If you have the commands above in your latexdiff, your script is Han and it still does not work then let me know. As copy/paste in non-native encoding is tricky could I ask you to make MWE files available for download rather than copy/paste. Ideally provide me with old and new file, e.g. put into zip file and attach here.

ftilmann commented 2 years ago

On the first reported issue (overlong lines). Unfortunately this is a limitation with the ulem package which is used for underlining. You can try taking this to ulem maintainers, but there is nothing I can do about this. Workaround here is to choose another highlighting style with the -t option, e.g. CFONT.

xlucn commented 2 years ago

Thanks for the reply and effort! I will try the latest code later.

As for the character issues, there is nothing wrong with your browser or font at all. "一" is one and "二" is two in Chinese, respectively (also obviously). I thought that would showcase my expectations better. Apparently it has some pitfalls :)

xlucn commented 2 years ago

Tried the current code. It's not quite working for Chinese though.

First, the code change you mentioned is 6 years old. I am using the texlive-core package in Arch Linux, which updates frequently to include new versions of its packages. So, I was already using more recent version of latexdiff.

As for the code, I think it's only a small improvement to Japanese only. Japanese characters have three different sets: Katakana, Hiragana and Kanji, with the Kanji basically same as Chinese characters (I guess, hence \p{Han}). Thus, that change means a Japanese sentence will be split into words between different Japanese character sets, too.

However, Chinese characters are all treated the same in programs, so the result is the same whether the change is made or not.


I followed the code and tried the following change:

-  my $word_ja='\p{Han}+|\p{InHiragana}+|\p{InKatakana}+';
+  my $word_ja='\p{Han}|\p{InHiragana}|\p{InKatakana}';

Which should indicate it's now character-based word splitting for CJ(not K). I tried in my actual document, it's working quite well (I have to work out why the deletion fonts are smaller, though (Edit: Okay, that's just how CFONT works)):

Screenshot_2022-03-06_22-41-34

xlucn commented 2 years ago

@ftilmann, Apologies if I'm bombarding you with notifications/emails. I just found I am not the first coming up with this issue, there is another one regarding Japanese: #145.

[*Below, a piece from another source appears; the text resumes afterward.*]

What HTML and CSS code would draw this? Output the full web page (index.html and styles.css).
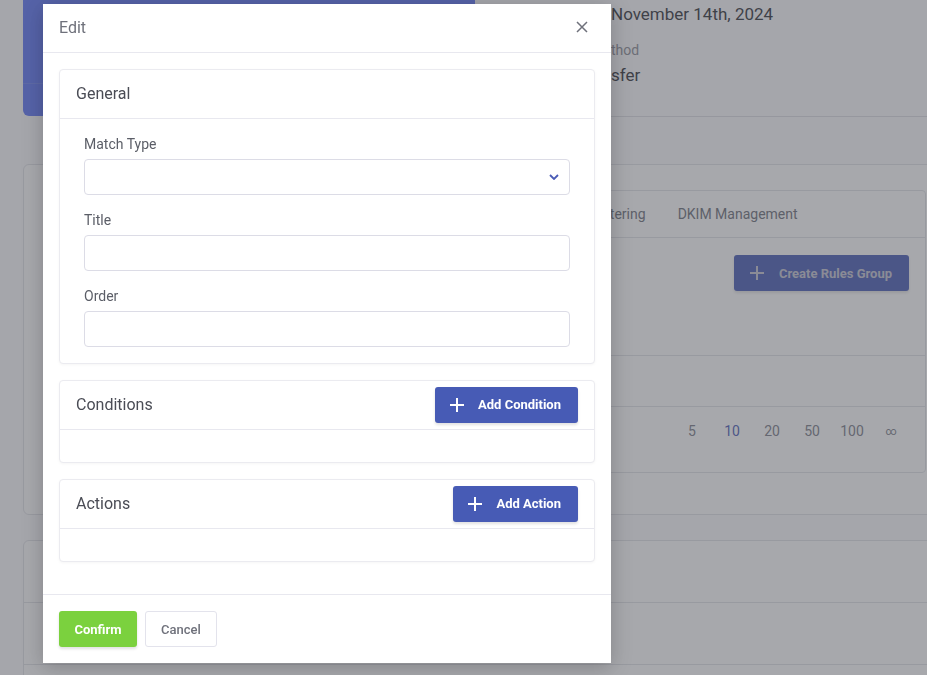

Thus, I propose that my character-based word splitting strategy should be an option, either being default or not, instead of just changing the behavior for good. It's for the better if the new behavior is the default, since CJK does not split words by spaces at all. The user can choose the old behavior if they are not happy.

The matching regex needs improving, tho, it currently matches part of CJK, but not all.

ftilmann commented 2 years ago

OK, I have implemented this change now, i.e., character-based processing. From the two issues it seems to me that character-based processing is practically always going to be the right thing to do and the closest equivalent to word-wise processing in phonetic languages (two-characters 'words' are an edge case, but I think that's something unavoidable. So for now I just change the behaviour rather than introducing an option as suggested by you, The reason is that in the end many options make the program and manual quite complex. If people are complaining and want the old behaviour back I can still add the option.

Thanks you for checking this out and also reminding me of the old issue.
(Are you a seismologist? I noted with some help from Google Translate that the earlier sample text that you had shared (now edited out again) referred to P/S travel times and, I think, J-B tables.)

xlucn commented 2 years ago

Agreed.

Oh, the sample test is from https://github.com/ftilmann/latexdiff/commit/5ad40746e49a91fec7a9490a2ff485f347fa213f, I don't mean to remove the zip file along with comment text, though. I am Chinese, the sample is just me figuring out what the forementioned commit was doing :)